To “bag” a tomato means to cover the blossoms before they open. Various materials can be used. Some use floating row cover, others use tulle (bridal veil fabric), pieces of nylon stockings, sheer tricot or other lightweight fabric, or bridal favor bags. Depending on the size of the bags used, the bags must be monitored and removed after pollenization so that the tomato can grow to full size without restriction. After removing the bag, mark the fruit with yarn or a string to identify it when it has reached proper maturity for saving seeds.
It is difficult to collect large quantities of seed using bagging. Fruits do not always form inside the bag. High temperatures and the lack of mechanical movement can hamper pollenization. Lack of mechanical movement is easily corrected by shaking the bagged trusses.
If you are really serious, and you want a large amount of seed that is 100% pure, you could build isolation/screening cages as large as required to house the number of plants you desire.
There are no hard and fast rules to follow with regard to isolation. If you are knowledgeable about the pollinating insects in your locality, you may be able to design a system that reduces natural cross-pollination to a very low level with a small amount of isolation. If you lack specific knowledge about your locality, the following guidelines may be useful.
Generally, tomato varieties should be isolated 6 to 10 meters, and they should have a pollen-producing crop planted between. The objective of the inter planted crop is to divert insects away from the tomatoes. The amount of natural cross-pollination will depend on the factors previously discussed. Generally, organic gardening methods result in many more pollinating insects than would be present in an area where pesticides and tilling have been extensively used.
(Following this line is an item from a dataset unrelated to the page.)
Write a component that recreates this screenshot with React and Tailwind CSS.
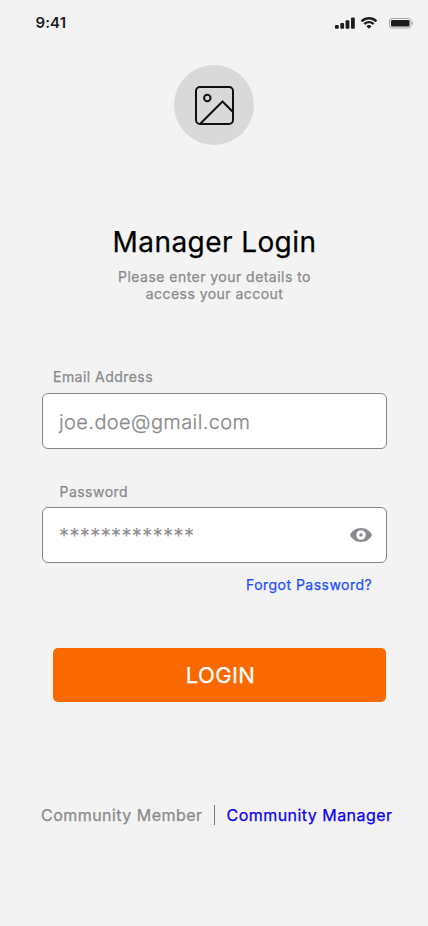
function StatusBar() {
  return (
    <header className="flex h-[46px] items-center justify-between pl-[35.5px] pr-[14px] text-[#1c1c1e] [-webkit-text-stroke:0px]">
      <span className="text-[15px] font-semibold leading-5 tracking-[0.1px]">9:41</span>
      <div className="flex items-center">
        <svg width="20" height="12" viewBox="0 0 20 12" fill="currentColor">
          <rect x="0" y="8" width="3.800" height="3.800" rx="1" />
          <rect x="5.300" y="6" width="3.800" height="5.800" rx="1" />
          <rect x="10.600" y="3.300" width="3.800" height="8.500" rx="1" />
          <rect x="16" y="0.600" width="3.800" height="11.200" rx="1" />
        </svg>
        <svg className="ml-[5px]" width="18" height="12" viewBox="0 0 17 12" fill="currentColor">
          <path d="M8.5 2.4c2.4 0 4.6.9 6.3 2.5.1.1.3.1.5 0l1.2-1.2c.2-.2.2-.4 0-.5-4.4-4.2-11.500-4.200-16 0-.1.1-.1.4 0 .5l1.200 1.200c.1.100.300.100.500 0C3.900 3.300 6.100 2.400 8.500 2.400zM8.500 6.300c1.300 0 2.600.5 3.500 1.400.100.100.400.100.500 0l1.200-1.200c.2-.2.2-.4 0-.5-2.900-2.800-7.500-2.800-10.400 0-.2.100-.2.400 0 .5l1.200 1.200c.100.100.400.100.500 0 1-.9 2.200-1.400 3.500-1.400zM10.800 8.900c.2.200.2.400 0 .5l-2.100 2.100c-.1.100-.4.100-.5 0L6.100 9.400c-.1-.1-.1-.4 0-.5 1.400-1.100 3.300-1.100 4.700 0z" />
        </svg>
        <svg className="ml-[11px]" width="25" height="12" viewBox="0 0 25 12">
          <rect x="0.500" y="1.500" width="21.500" height="9.500" rx="2.500" fill="none" stroke="#a5a5a6" />
          <rect x="2" y="3" width="18.500" height="6.500" rx="1.200" fill="currentColor" />
          <path d="M23 4.500c1.300.6 1.300 2.900 0 3.500z" fill="#a5a5a6" />
        </svg>
      </div>
    </header>
  );
}

function Avatar() {
  return (
    <div className="mt-[19px] ml-[174px] flex size-20 items-center justify-center rounded-full bg-[#d9d9d9]">
      <svg width="40" height="40" viewBox="0 0 40 40" fill="none" stroke="#101010" strokeWidth="2">
        <rect x="2" y="2" width="37" height="37" rx="4" />
        <circle cx="13.300" cy="13" r="3.200" />
        <path d="M6.500 38.500L28.500 16.500L39 27" />
      </svg>
    </div>
  );
}

export default function App() {
  return (
    <div className="flex h-[926px] w-[428px] flex-col overflow-hidden bg-[#f3f3f3] font-['Inter',sans-serif] text-[#8a8a8c] [-webkit-text-stroke:0.25px]">
      <StatusBar />
      <Avatar />
      <h1 className="mt-[80px] pl-px text-center text-[28px] font-normal leading-[34px] tracking-[0.42px] text-black">
        Manager Login
      </h1>
      <p className="mt-[9px] pl-px text-center text-sm font-normal leading-[17px] tracking-[0.46px]">
        Please enter your details to
        <br />
        access your accout
      </p>
      <form className="flex flex-col">
        <label htmlFor="email" className="mt-[66px] ml-[53px] h-[17px] text-sm font-normal leading-[17px] tracking-[0.46px]">
          Email Address
        </label>
        <div className="mt-[8px] ml-[42px] flex h-14 w-[345px] items-center rounded-md border border-[#858587] bg-white pl-[16px] pt-[2px]">
          <span id="email" className="text-xl font-light leading-6 tracking-[0.4px]">joe.doe@gmail.com</span>
        </div>
        <label htmlFor="password" className="mt-[34px] ml-[59.5px] h-[17px] text-sm font-normal leading-[17px] tracking-[0.47px]">
          Password
        </label>
        <div className="mt-[7px] ml-[42px] flex h-14 w-[345px] items-center justify-between rounded-md border border-[#858587] bg-white pl-[16px] pr-[14px]">
          <span id="password" className="pt-[2px] text-xl font-light leading-6 tracking-[0.4px]">*************</span>
          <svg width="22" height="14" viewBox="0 0 22 14" fill="#8a8a8e">
            <path fillRule="evenodd" d="M11 0C6 0 1.800 2.800 0 7c1.800 4.200 6 7 11 7s9.200-2.800 11-7c-1.800-4.200-6-7-11-7zm0 11.800a4.800 4.800 0 1 1 0-9.600 4.800 4.800 0 0 1 0 9.600z" />
            <circle cx="11" cy="7" r="1.700" />
          </svg>
        </div>
        <a className="mt-[13px] ml-[246px] h-[17px] whitespace-nowrap text-sm font-normal leading-[17px] tracking-[0.47px] text-[#1f4fff]">
          Forgot Password?
        </a>
        <button type="button" className="mt-[55px] ml-[53px] flex h-[54px] w-[333px] items-center justify-center rounded-[5px] bg-[#fa6800] pl-[2px] text-[22px] font-normal leading-7 tracking-[0.4px] text-white">
          LOGIN
        </button>
      </form>
      <nav className="mt-[103px] flex h-5 items-center pl-[41px] text-base font-normal leading-5 tracking-[0.46px] whitespace-nowrap">
        <span className="w-[162px]">Community Member</span>
        <span className="mr-[11.5px] ml-[11px] h-5 w-px bg-[#77777a]" />
        <a className="text-[#0900f0]">Community Manager</a>
      </nav>
    </div>
  );
}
To obtain 100% seed purity by isolation distance, very large separations are required, possibly 400 meters or more. Obviously, these resources and geography are difficult to achieve. Also, tomato volunteers from previous seasons could remain undetected within the isolation perimeter. Again, if you desire 100% seed purity, look to the physical isolation as provided by bagging or caging.
If you rely on isolation distances, it’s best to grow several plants of the same variety, and if in a row, harvest fruits from the inner plants and if in a square area, from the interior plants. If only a few plants, it’s best to harvest several fruits from each of the two or three plants for seed saving so as to minimize the chance of getting nothing but crossed seed if you chose only one or two fruits.
Heirloom seeds are the gardeners’ choice for seed-saving from year-to-year. Learning to save seeds is easy and fun. Before you harvest, consider which varieties you might want to save seeds from so that your harvesting practice includes plants chosen for seed saving.